A surprise with mutexes and reference counts

zmower — Thu, 05 Dec 2013 13:52:31 +0000

There's another thread on a different CPU doing the same thing.

Runekock's right. But for some reason Linus thinks the second CPU does the free. I'll take his word for it. ;)

A surprise with mutexes and reference counts

Karellen — Thu, 05 Dec 2013 09:36:46 +0000

Sorry, I don't see the problem at all.

Where do these "new users of the data structure" come from? In the case we're talking about, at the point the mutex lock is acquired, the refcount is 1. The current thread is the only thread with a reference to the protected data structure. At that point, there should be no other users at all, running or not, who *could* be able to alter the refcount or any other part of the data structure.

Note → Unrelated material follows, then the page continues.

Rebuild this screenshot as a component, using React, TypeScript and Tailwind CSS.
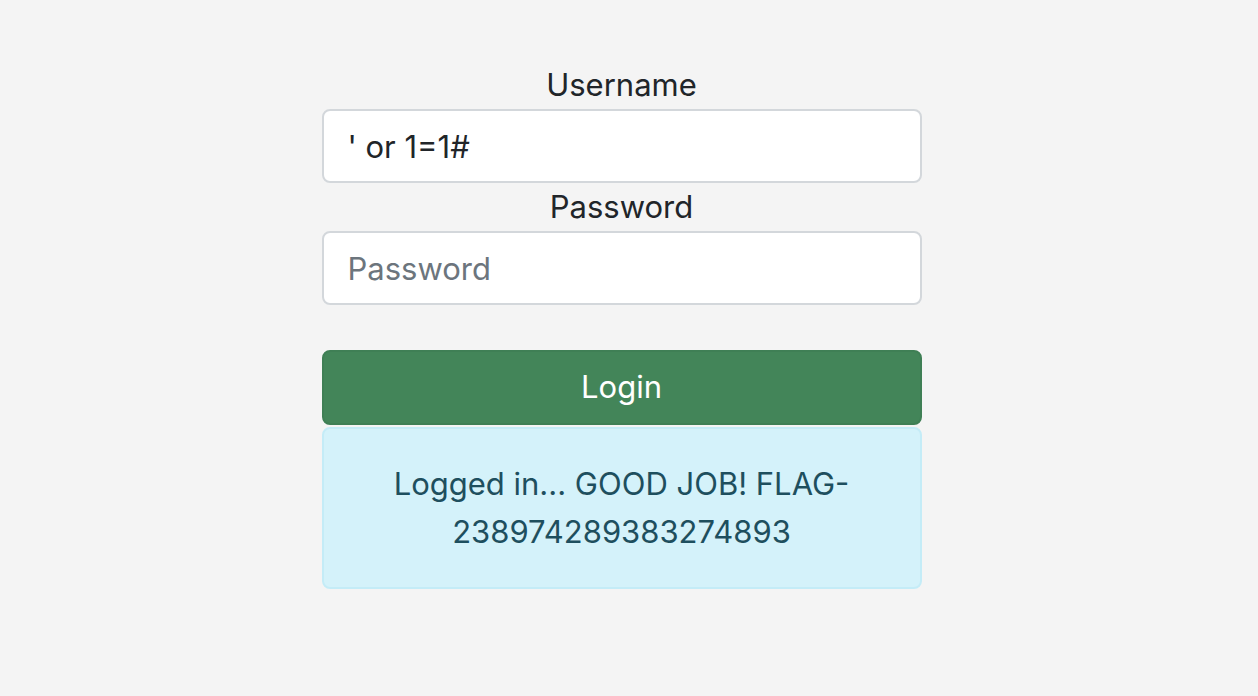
import { useState } from 'react';

const App = () => {
  const [username, setUsername] = useState("' or 1=1#");
  const [password, setPassword] = useState('');

  return (
    <div
      className="min-h-screen bg-[#f4f4f4] text-[#212529]"
      style={{ fontFamily: 'Inter, "Liberation Sans", sans-serif' }}
    >
      <div className="flex justify-center pr-[15px] pt-[61px]">
        <form className="w-[600px] flex flex-col" onSubmit={(e) => e.preventDefault()}>
          {/* Username */}
          <label htmlFor="username" className="block text-center text-[31px] leading-[48px]">
            Username
          </label>
          <input
            id="username"
            type="text"
            value={username}
            onChange={(e) => setUsername(e.target.value)}
            placeholder="Username"
            className="block w-full h-[74px] px-[24px] text-[31px] bg-white border-2 border-[#d3d7db] rounded-[8px] outline-none placeholder:text-[#6c757d]"
          />

          {/* Password */}
          <label htmlFor="password" className="block text-center text-[31px] leading-[48px]">
            Password
          </label>
          <input
            id="password"
            type="password"
            value={password}
            onChange={(e) => setPassword(e.target.value)}
            placeholder="Password"
            className="block w-full h-[74px] px-[24px] text-[31px] bg-white border-2 border-[#d3d7db] rounded-[8px] outline-none placeholder:text-[#6c757d]"
          />

          <button
            type="submit"
            className="mt-[45px] w-full h-[75px] rounded-[8px] bg-[#438559] border-2 border-[#3f7f55] text-white text-[31px]"
          >
            Login
          </button>

          {/* Result */}
          <div className="mt-[2px] w-full px-[32px] py-[31px] rounded-[8px] bg-[#d4f2fa] border-2 border-[#c4ecf7] text-[#1e4f5e] text-center text-[31px] leading-[48px]">
            Logged in... GOOD JOB! FLAG-238974289383274893
          </div>
        </form>
      </div>
    </div>
  );
};

export default App;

A surprise with mutexes and reference counts

runekock — Thu, 05 Dec 2013 09:24:49 +0000

The example in the article:

int free = 0; mutex_lock(&s->lock); if (--s->refcount == 0) free = 1 mutex_unlock(&s->lock); if (free) kfree(s);

is unsafe even barring any unexpected implementation details of the lock. There is nothing preventing new users of the data structure incrementing refcount between the mutex_unlock and the kfree (unless that is prevented by some other mechanism, of course).

It seems to me that protecting the allocation of any kind of lock with itself is unsafe in general. Though I bet Paul McKenney could get away with it, it's probably a thing to avoid in code touched by the average hacker.